El amor, Puccini y Robert Wilson
Todo tipo de amor se repasa en el libreto de ‘Turandot’. / Fotografía de Javier del Real

Turandot, todo hay que decirlo, es una ópera que no acepta mal que le despojen de el artefacto estilístico que se impuso sobre el escenario desde que se estrenó el año 1926. Porque Turandot es, además de la última ópera de Giacomo Puccini, una meta a la que se quería llegar durante esos años en los que las vanguardias y una forma de entender el universo, alejada a marchas forzadas del realismo, se imponía. La propuesta del director de escena, Robert Wilson, es muy parecida a la que hace siempre en sus trabajos. Los cantantes se mueven lo justo y expresan como pueden lo que con una mayor libertad de movimientos conseguirían con facilidad. Excepto el trío formado por Ping, Pang y Pong (Joan Martín Royo, excelente como actor y a un nivel vocal muy alto; Vicenç Esteve y Juan Antonio Sanabria, más discretos aunque correctos en todos los ámbitos), sobre el escenario todo lo que tiene que ver con los cantantes está al servicio del concepto que Wilson impone. Simetrías absolutas, figurines por aquí y por allí, un tratamiento del color y de la luz extraordinario por su simbología y su exactitud, respectivamente; espacios reservados para la deidad que son, al menos, espectaculares... Mucho Wilson, pero poco Puccini. Mucho Wilson, pero poco expresar con el cuerpo. No hay que olvidar que, aunque esta ópera de Puccini era una llegada y una línea de salida, era, la fin y al cabo, una ópera de Puccini; es decir, la emotividad no falta en la partitura y se deja en el cajón del olvido en esta producción.

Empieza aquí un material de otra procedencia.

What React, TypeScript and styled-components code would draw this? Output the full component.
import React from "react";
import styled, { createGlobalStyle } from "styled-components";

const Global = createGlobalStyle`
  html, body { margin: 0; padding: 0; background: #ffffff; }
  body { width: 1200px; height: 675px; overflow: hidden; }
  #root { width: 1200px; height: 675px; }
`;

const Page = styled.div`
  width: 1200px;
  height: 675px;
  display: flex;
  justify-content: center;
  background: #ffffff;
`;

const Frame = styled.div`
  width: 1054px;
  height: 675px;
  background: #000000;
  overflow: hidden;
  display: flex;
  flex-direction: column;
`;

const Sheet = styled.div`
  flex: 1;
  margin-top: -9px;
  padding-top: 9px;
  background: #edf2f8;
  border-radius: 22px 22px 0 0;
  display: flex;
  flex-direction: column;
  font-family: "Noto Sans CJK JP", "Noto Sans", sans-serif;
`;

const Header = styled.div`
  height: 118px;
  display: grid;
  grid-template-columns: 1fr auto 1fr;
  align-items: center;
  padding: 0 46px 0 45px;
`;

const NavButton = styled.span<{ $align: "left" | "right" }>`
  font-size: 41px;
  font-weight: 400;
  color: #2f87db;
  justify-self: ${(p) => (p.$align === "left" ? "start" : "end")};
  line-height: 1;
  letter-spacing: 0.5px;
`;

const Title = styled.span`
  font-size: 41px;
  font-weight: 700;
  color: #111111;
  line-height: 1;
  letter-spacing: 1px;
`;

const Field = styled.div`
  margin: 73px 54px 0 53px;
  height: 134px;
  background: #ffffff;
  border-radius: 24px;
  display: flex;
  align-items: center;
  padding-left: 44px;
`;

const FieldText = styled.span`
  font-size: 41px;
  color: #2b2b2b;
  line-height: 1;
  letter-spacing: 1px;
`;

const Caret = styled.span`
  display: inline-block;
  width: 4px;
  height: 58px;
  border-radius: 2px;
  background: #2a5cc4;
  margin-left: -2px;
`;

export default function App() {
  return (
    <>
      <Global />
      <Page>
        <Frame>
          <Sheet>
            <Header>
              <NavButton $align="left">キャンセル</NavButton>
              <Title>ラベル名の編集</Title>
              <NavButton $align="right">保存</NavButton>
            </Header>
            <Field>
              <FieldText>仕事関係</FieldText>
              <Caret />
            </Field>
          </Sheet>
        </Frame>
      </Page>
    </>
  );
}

El amor, Puccini y Robert Wilson
Liù es el personaje que conserva lo que había sido la ópera de Puccini hasta que compuso ‘Turandot’. / Fotografía de Javier del Real

En líneas generales eso es así, pero sería injusto no decir que en el caso del personaje Liù, la cosa cambia. Qué bien maquillada, qué bien vestida y, sobre todo, que voz tan bonita, tan emocionante, la de Miren Urbieta-Vega. Hacía tiempo que no escuchaba un timbre tan emocionante sobre el escenario del Teatro Real de Madrid. La cantante, como todos los demás, movió solo las manos, solo la cabeza y dio unos pasitos para aquí y otros para allá, pero expresó en sus intervenciones todo lo que, sin duda, el compositor tenía en la cabeza cuando pensó en ese personaje. Por cierto, Liù es el último resquicio de la ópera que Puccini comenzaba a abandonar al componer Turandot.

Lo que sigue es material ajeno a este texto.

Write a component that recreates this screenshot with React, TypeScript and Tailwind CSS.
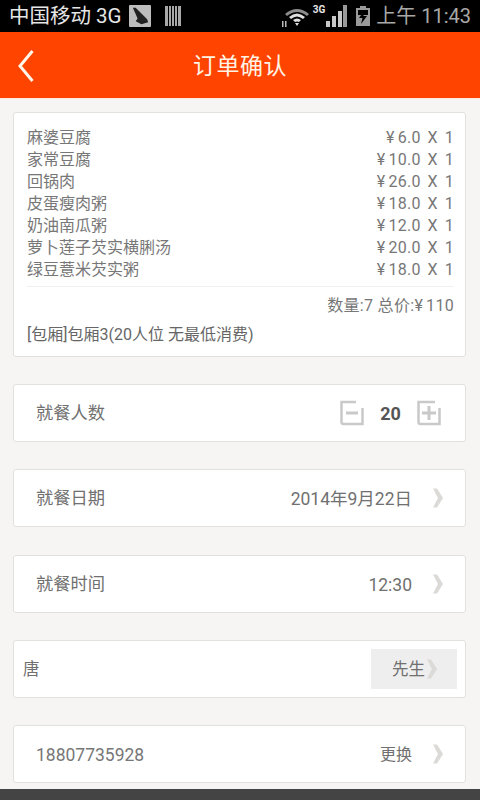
const font = "font-['Roboto','Noto_Sans_CJK_SC',sans-serif]";

const dishes = [
  { name: "麻婆豆腐", price: "6.0" },
  { name: "家常豆腐", price: "10.0" },
  { name: "回锅肉", price: "26.0" },
  { name: "皮蛋瘦肉粥", price: "18.0" },
  { name: "奶油南瓜粥", price: "12.0" },
  { name: "萝卜莲子芡实横脷汤", price: "20.0" },
  { name: "绿豆薏米芡实粥", price: "18.0" },
];

function Yen() {
  return <span className="mr-[3px]">¥</span>;
}

function Chevron({ className = "" }: { className?: string }) {
  return (
    <svg width="12" height="20" viewBox="0 0 12 20" className={className}>
      <path d="M1 0.5 H5 L11 10 L5 19.5 H1 L6 10 Z" fill="#dcdad7" />
    </svg>
  );
}

function StatusBar() {
  return (
    <div className="flex h-8 shrink-0 items-center bg-black pl-[9px] pr-[9px] text-[#e6e6e6]">
      <span className="text-[20.5px] leading-none">中国移动 3G</span>
      <svg width="22" height="22" viewBox="0 0 23 23" className="ml-[7px]">
        <rect width="23" height="23" rx="1" fill="#bdbdbd" />
        <path d="M4 3 L7 3 L19 15 L20 18 L13 20 L7 17 L9 14 Z" fill="#222" />
      </svg>
      <svg width="16" height="20" viewBox="0 0 16 20" className="ml-[14px]">
        <path d="M0 0h3v20H0zM4 0h2v20H4zM7 0h2v20H7zM10 0h2v20h-2zM13 0h3v20h-3z" fill="#a8a8a8" />
      </svg>
      <div className="ml-auto flex items-center">
        <svg width="30" height="22" viewBox="0 0 30 22">
          <path d="M4 9 Q16 -1 28 9 L26 11 Q16 3 6 11 Z" fill="#8c8c8c" />
          <path d="M8 12 Q16 5 24 12 L22 14 Q16 9 10 14 Z" fill="#e0e0e0" />
          <path d="M12 15 Q16 12 20 15 L18 17 Q16 16 14 17 Z" fill="#e0e0e0" />
          <path d="M14 18 L18 18 L16 21 Z" fill="#e0e0e0" />
          <path d="M1 16h1.5v6H1zM4 16h1.5v6H4z" fill="#bbb" />
        </svg>
        <span className="mb-[12px] ml-[2px] text-[10px] font-bold leading-none">3G</span>
        <svg width="22" height="22" viewBox="0 0 22 22">
          <path d="M1 16h4v6H1zM7 11h4v11H7zM13 6h4v16h-4z" fill="#c8c8c8" />
          <path d="M18 0h4v22h-4z" fill="#9a9a9a" />
        </svg>
        <svg width="14" height="20" viewBox="0 0 14 20" className="ml-[9px]">
          <path d="M4 0h6v2h4v18H0V2h4z" fill="#9a9a9a" />
          <path d="M2 4h10v5H2z" fill="#000" />
          <path d="M8 5 L3 12 L6.5 12 L5 18 L11 10 L7.5 10 Z" fill="#000" />
        </svg>
        <span className="ml-[6px] text-[20px] leading-none text-[#a8a8a8]">上午 11:43</span>
      </div>
    </div>
  );
}

function Row({ children, className = "" }: { children: React.ReactNode; className?: string }) {
  return (
    <div
      className={`ml-[13px] flex h-[58px] w-[453px] shrink-0 items-center rounded-[3px] border border-[#e3e1dd] bg-white text-[#707070] ${className}`}
    >
      {children}
    </div>
  );
}

export default function App() {
  return (
    <div className={`${font} flex h-[800px] w-[480px] flex-col overflow-hidden bg-[#f6f5f3]`}>
      <StatusBar />
      <div className="relative flex h-[67px] shrink-0 items-center justify-center border-b border-[#ffe9dd] bg-[#ff4400] pt-[5px]">
        <svg width="18" height="34" viewBox="0 0 18 34" className="absolute left-[17px] top-[17px]">
          <path d="M15.5 2 L3 17 L15.5 32" fill="none" stroke="#fff5e8" strokeWidth="3" />
        </svg>
        <span className="text-[23px] tracking-[0.5px] text-[#fff3e6]">订单确认</span>
      </div>

      <div className="ml-[13px] mt-[13px] h-[245px] w-[453px] shrink-0 rounded-[3px] border border-[#e3e1dd] bg-white pl-[13px] pr-[11px] pt-[14px] text-[16px] text-[#777]">
        <div className="border-b border-[#f1f0ee] pb-[5px]">
          {dishes.map((dish) => (
            <div key={dish.name} className="flex h-[22px] items-center justify-between leading-none">
              <span>{dish.name}</span>
              <span className="tracking-[0.3px] [word-spacing:2.5px]">
                <Yen />
                {dish.price} X 1
              </span>
            </div>
          ))}
        </div>
        <div className="mt-[8px] flex h-[22px] items-center justify-end leading-none tracking-[0.3px]">
          <span>
            数量:7 总价:
            <Yen />
            110
          </span>
        </div>
        <div className="mt-[7px] flex h-[22px] items-center leading-none text-[#666]">[包厢]包厢3(20人位 无最低消费)</div>
      </div>

      <Row className="mt-[27px] pl-[22px] pr-[23px] text-[17.25px]">
        <span className="pt-[2px]">就餐人数</span>
        <svg width="26" height="26" viewBox="0 0 26 26" className="ml-auto">
          <path d="M17 2 H2.5 V22 Q2.5 24 4.5 24 H23.5 V8" fill="none" stroke="#c9c9c9" strokeWidth="2.5" />
          <path d="M7 13 H19" stroke="#c9c9c9" strokeWidth="3" />
        </svg>
        <span className="w-[51px] text-center text-[18px] font-bold text-[#555]">20</span>
        <svg width="26" height="26" viewBox="0 0 26 26">
          <path d="M19 2 H2.5 V22 Q2.5 24 4.5 24 H23.5 V8" fill="none" stroke="#c9c9c9" strokeWidth="2.5" />
          <path d="M6 13 H20 M13 6 V20" stroke="#c9c9c9" strokeWidth="3" />
        </svg>
      </Row>

      <Row className="mt-[27px] pl-[22px] pr-[21px] text-[17.25px]">
        <span className="pt-[2px]">就餐日期</span>
        <span className="ml-auto pt-[2px] text-[17.5px]">2014年9月22日</span>
        <Chevron className="ml-[20px]" />
      </Row>

      <Row className="mt-[28px] pl-[22px] pr-[21px] text-[17.25px]">
        <span className="pt-[2px]">就餐时间</span>
        <span className="ml-auto pt-[2px] text-[17.5px]">12:30</span>
        <Chevron className="ml-[20px]" />
      </Row>

      <Row className="mt-[27px] pl-[9px] pr-[8px] text-[16.5px]">
        <span className="pt-[2px]">唐</span>
        <div className="ml-auto flex h-[40px] w-[86px] items-center bg-[#eeeeee] pl-[21px]">
          <span className="pt-[2px]">先生</span>
          <Chevron className="ml-[1px]" />
        </div>
      </Row>

      <Row className="mt-[27px] pl-[22px] pr-[21px] text-[17.5px]">
        <span className="pt-[2px] text-[#777]">18807735928</span>
        <span className="ml-auto pt-[2px] text-[16px]">更换</span>
        <Chevron className="ml-[20px]" />
      </Row>

      <div className="mt-[6px] h-[11px] shrink-0 bg-[#444444]" />
    </div>
  );
}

Roberto Aronica defiende el papel de Calaf con solvencia. De menos a más, sin grandes alardes aunque sin problemas, Aronica sale ileso. Giorgi Kirof, muy justo de voz. Raúl Giménez, cumple. Oksana Dyka, descontrolada en los agudos, vacía de expresión, muy poco convincente. Habrá que pensar que este papel no es el mejor que puede interpretar, que no ha tenido el mejor de sus días o algo así.

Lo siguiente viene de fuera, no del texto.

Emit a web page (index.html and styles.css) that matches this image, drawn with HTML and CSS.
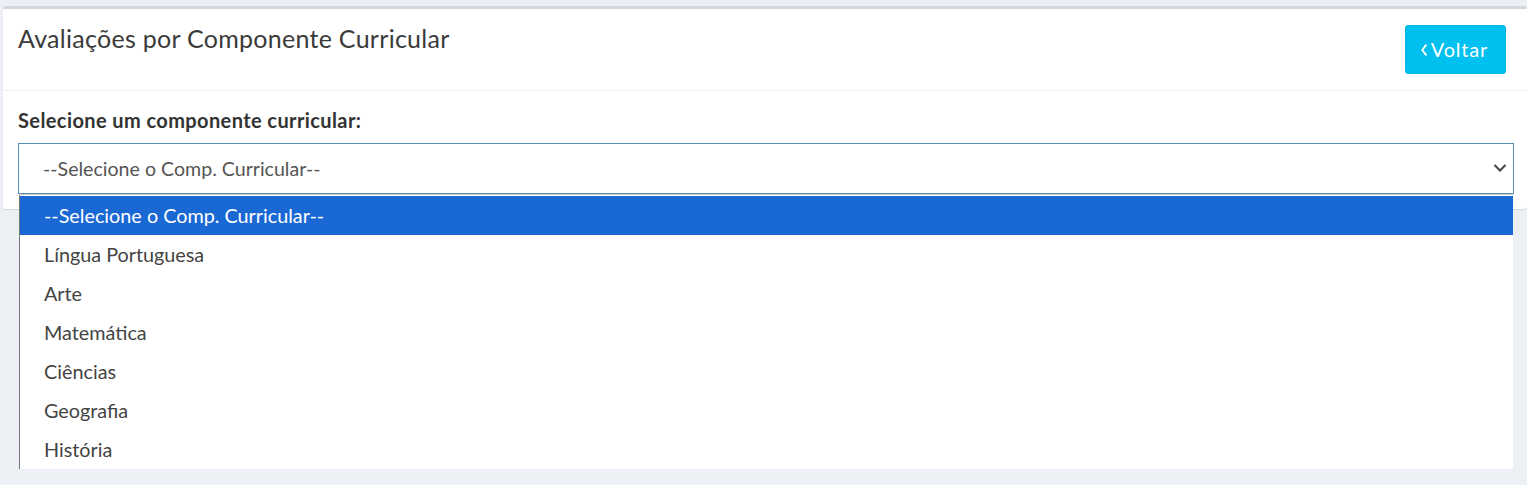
FILE: index.html
```html
<!DOCTYPE html>
<html lang="pt-BR">
<head>
<meta charset="utf-8">
<title>Avaliações por Componente Curricular</title>
<link rel="stylesheet" href="styles.css">
</head>
<body>
<div class="box">
  <div class="box-header">
    <h3 class="box-title">Avaliações por Componente Curricular</h3>
    <button class="btn-info" type="button">
      <svg class="chev" viewBox="0 0 6 12" width="6" height="12"><path d="M5 1.2 L1.2 6 L5 10.8" fill="none" stroke="#fff" stroke-width="1.9" stroke-linecap="round" stroke-linejoin="round"/></svg>Voltar
    </button>
  </div>
  <div class="box-body">
    <label class="field-label">Selecione um componente curricular:</label>
    <div class="select-wrap">
      <div class="select-control">
        <span class="select-value">--Selecione o Comp. Curricular--</span>
        <svg class="select-arrow" viewBox="0 0 14 10" width="14" height="10"><path d="M1.5 2 L7 7.5 L12.5 2" fill="none" stroke="#444" stroke-width="2"/></svg>
      </div>
      <ul class="dropdown">
        <li class="opt selected">--Selecione o Comp. Curricular--</li>
        <li class="opt">Língua Portuguesa</li>
        <li class="opt">Arte</li>
        <li class="opt">Matemática</li>
        <li class="opt">Ciências</li>
        <li class="opt">Geografia</li>
        <li class="opt">História</li>
      </ul>
    </div>
  </div>
</div>
</body>
</html>
```
FILE: styles.css
```css
* { box-sizing: border-box; }
html, body { margin: 0; }
body {
  background: #ecf0f5;
  font-family: Lato, "Open Sans", sans-serif;
  padding: 6px 0 0 3px;
  height: 485px;
  overflow: hidden;
}
.box {
  background: #fff;
  border-top: 3px solid #d2d6de;
  border-radius: 3px;
  box-shadow: 0 1px 1px rgba(0,0,0,0.1);
}
.box-header {
  display: flex;
  justify-content: space-between;
  align-items: flex-start;
  height: 82px;
  padding: 16px 21px 0 15px;
  border-bottom: 1px solid #f0f0f0;
}
.box-title {
  margin: -1px 0 0;
  font-weight: 400;
  font-size: 25px;
  letter-spacing: 0.28px;
  line-height: 28px;
  color: #3a3a3a;
}
.btn-info {
  width: 101px;
  height: 49px;
  background: #00c0ef;
  border: 1px solid #00b5e0;
  border-radius: 3px;
  color: #fff;
  font-family: inherit;
  font-size: 20px;
  letter-spacing: 0.8px;
  display: flex;
  align-items: center;
  justify-content: center;
  gap: 4px;
  padding: 0 2px 1px 0;
}
.chev { display: block; margin-top: 1px; }
.box-body {
  padding: 16px 13px 15px 15px;
}
.field-label {
  display: block;
  font-weight: 700;
  font-size: 20px;
  letter-spacing: 0.4px;
  line-height: 26px;
  color: #333;
  margin-bottom: 10px;
}
.select-wrap { position: relative; }
.select-control {
  height: 51px;
  border: 1px solid #5b8db2;
  display: flex;
  align-items: center;
  justify-content: space-between;
  padding: 0 6px 0 24px;
  font-size: 19.6px;
  color: #555;
}
.select-arrow { display: block; margin-bottom: 2px; }
.dropdown {
  position: absolute;
  top: 52px;
  left: 1px;
  right: 1px;
  margin: 0;
  padding: 1px 0 0;
  list-style: none;
  background: #fff;
  border-left: 1px solid #767676;
  box-shadow: 0 -1px 0 #c8c8c8;
  z-index: 10;
}
.opt {
  height: 39px;
  line-height: 39px;
  padding-left: 24px;
  font-size: 19.8px;
  color: #444;
}
.opt.selected {
  background: #1a68d4;
  color: #fff;
}
```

El coro, estupendo. Como siempre aunque esta vez, con un protagonismo extraordinario para ser una ópera de Puccini, las voces lucen más y mejor.

Nicola Luisotti, director musical, hace un trabajo formidable. Sabe que la clave está en contar una historia fantástica, llena de matices, una historia que trata de hacer un repaso completo por lo que significa eso que conocemos como amor, y no se anda con rodeos. Muy bien, Luisotti. Enérgico al mismo tiempo que delicado, contundente.

Turandot es en sí misma una experiencia para el espectador. En esta ocasión lo es en mayor medida puesto que se ataca la obra desde una propuesta valiente que rebusca en la partitura lo nuevo para mostrarlo sin filtros. Gustará más o menos, pero no deja de ser interesante.